No running register of the contracts government hands out without competition
Single-source and direct awards under defence, security and 'technical' exemptions are individually published on Find a Tender, but nobody keeps a running, searchable register of them, so the pattern stays invisible. The Ministry of Defence's £240.6m Palantir award in December 2025 was a direct award covering all security classifications; the Metropolitan Police's proposed Palantir deal was blocked in May 2026 partly over how it had been let. Each is on the record alone; together they are unread. Surfaced by The Synthetic State (syntheticstate.netlify.app), a pseudonymous self-published investigation; the underlying facts here are cited to primary sources, not to that synthesis.
Competition is the main defence against waste and capture in public spending. When the exceptions are never counted, a habit of uncompeted awards to the same suppliers can grow with no one able to see it happening.

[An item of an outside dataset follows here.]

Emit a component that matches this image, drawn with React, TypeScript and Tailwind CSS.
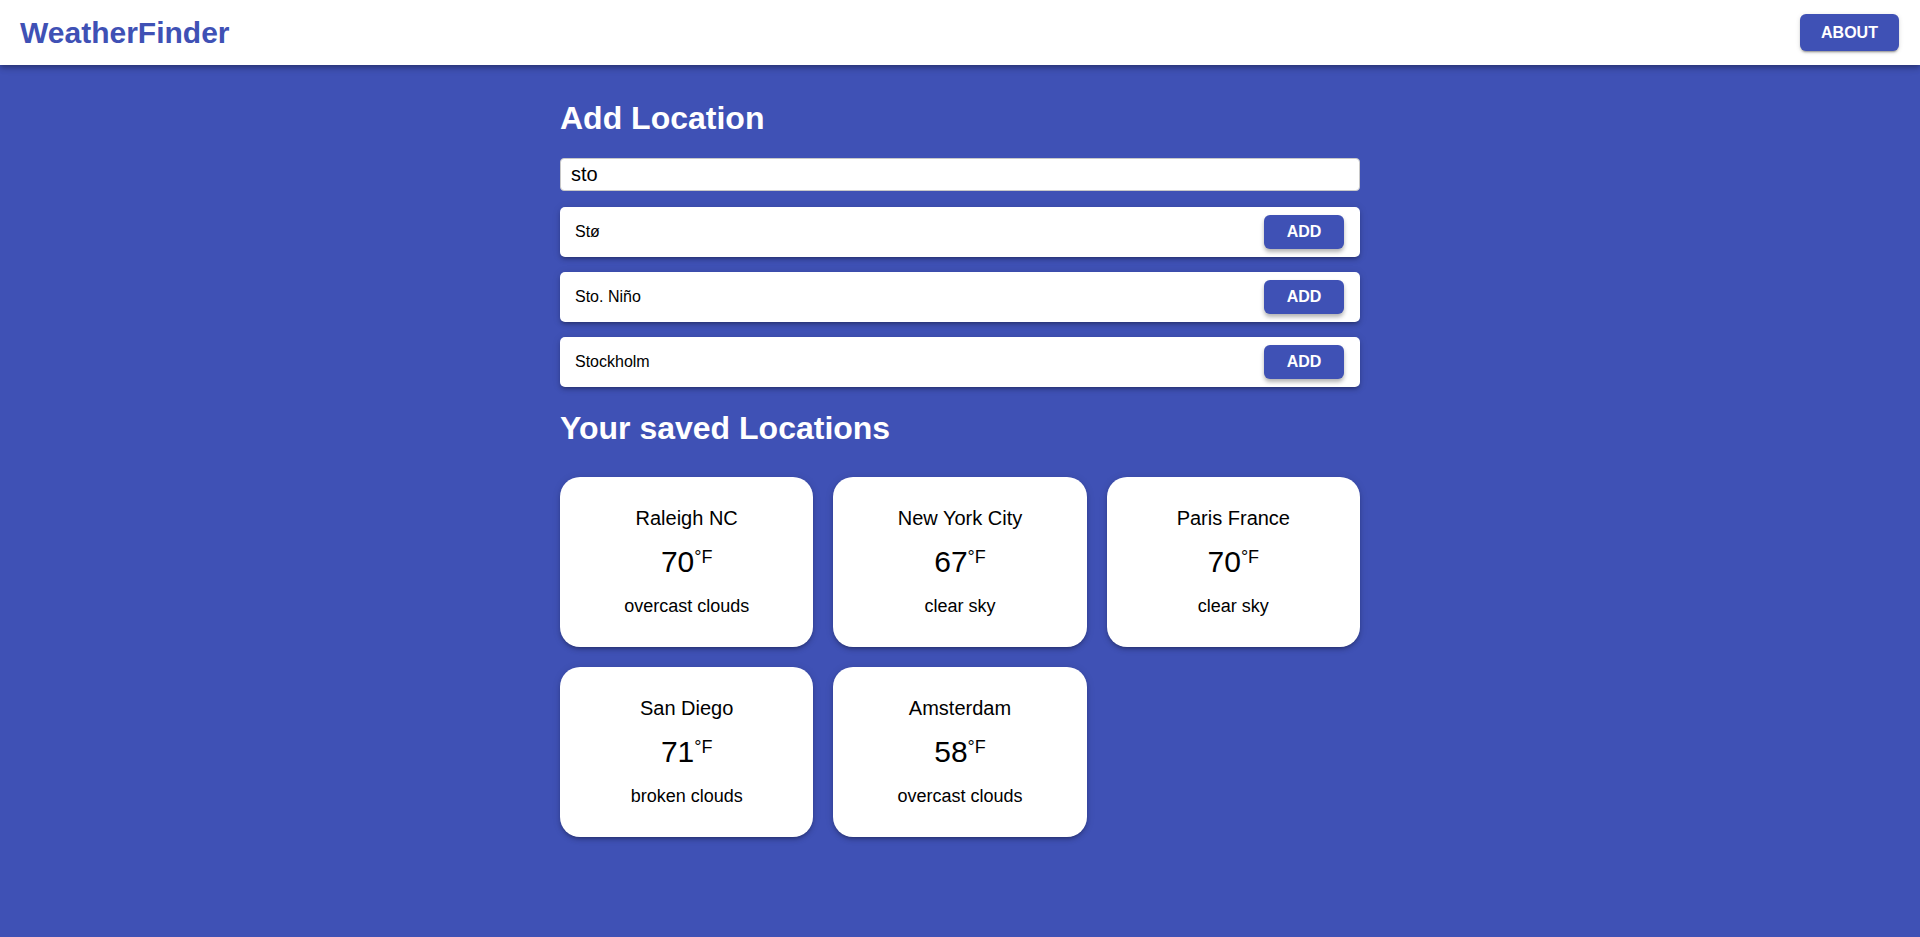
import React from 'react'

const suggestions = ['Stø', 'Sto. Niño', 'Stockholm']

const saved = [
  { name: 'Raleigh NC', temp: 70, desc: 'overcast clouds' },
  { name: 'New York City', temp: 67, desc: 'clear sky' },
  { name: 'Paris France', temp: 70, desc: 'clear sky' },
  { name: 'San Diego', temp: 71, desc: 'broken clouds' },
  { name: 'Amsterdam', temp: 58, desc: 'overcast clouds' },
]

const elevation =
  'shadow-[0px_3px_3px_-2px_rgba(0,0,0,0.2),0px_3px_4px_0px_rgba(0,0,0,0.14),0px_1px_8px_0px_rgba(0,0,0,0.12)]'

function LocationCard({ name, temp, desc }: { name: string; temp: number; desc: string }) {
  return (
    <div className={`h-[170px] rounded-[20px] bg-white pt-[30px] text-center text-black ${elevation}`}>
      <div className="text-[20px] leading-[23px]">{name}</div>
      <div className="mt-[14px] flex justify-center">
        <span className="text-[30px] leading-[35px]">{temp}</span>
        <span className="mt-[4px] text-[18px] leading-[18px]">°F</span>
      </div>
      <div className="mt-[17px] text-[18px] leading-[21px]">{desc}</div>
    </div>
  )
}

export default function App() {
  return (
    <div className="min-h-screen bg-[#3f51b5] font-['Liberation_Sans',Arial,sans-serif]">
      <header className="relative z-10 flex h-[65px] items-center justify-between bg-white pl-5 pr-[21px] shadow-[0px_2px_4px_-1px_rgba(0,0,0,0.2),0px_4px_5px_0px_rgba(0,0,0,0.14),0px_1px_10px_0px_rgba(0,0,0,0.12)]">
        <h1 className="text-[30px] font-bold leading-[35px] text-[#3f51b5]">WeatherFinder</h1>
        <button className="h-[37px] w-[99px] rounded-[6px] bg-[#3f51b5] text-[16px] font-bold text-white shadow-[0px_3px_1px_-2px_rgba(0,0,0,0.2),0px_2px_2px_0px_rgba(0,0,0,0.14),0px_1px_5px_0px_rgba(0,0,0,0.12)]">
          ABOUT
        </button>
      </header>

      <main className="mx-auto w-[800px] pt-[35px] pb-10">
        <h2 className="text-[32px] font-bold leading-[37px] text-white">Add Location</h2>
        <input
          readOnly
          value="sto"
          className="mt-[21px] h-[33px] w-full rounded-[4px] border border-[#c8c8c8] bg-white px-[10px] text-[20px] text-black outline-none"
        />

        <div className="mt-[16px] flex flex-col gap-[15px]">
          {suggestions.map(s => (
            <div
              key={s}
              className={`flex h-[50px] items-center justify-between rounded-[5px] bg-white pl-[15px] pr-4 ${elevation}`}
            >
              <span className="text-[16px] text-black">{s}</span>
              <button className="h-[34px] w-[80px] rounded-[6px] bg-[#3f51b5] text-[16px] font-bold text-white shadow-[0px_3px_4px_0px_rgba(0,0,0,0.3)]">
                ADD
              </button>
            </div>
          ))}
        </div>

        <h2 className="mt-[23px] text-[32px] font-bold leading-[37px] text-white">Your saved Locations</h2>

        <div className="mt-[30px] grid grid-cols-3 gap-5">
          {saved.map(loc => (
            <LocationCard key={loc.name} {...loc} />
          ))}
        </div>
      </main>
    </div>
  )
}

An open register that scrapes Find a Tender for exemption-based awards, tracks value, supplier and justification, and flags repeat single-source awards: a civic-tech build from public data available today.
// Build now: First artefact: an open register scraping Find a Tender for exemption-based awards; all source data is public.
Uncompeted awards are published individually but never aggregated, so repeat single-source patterns stay invisible; the register is buildable today from public data yet nobody is resourced to run it.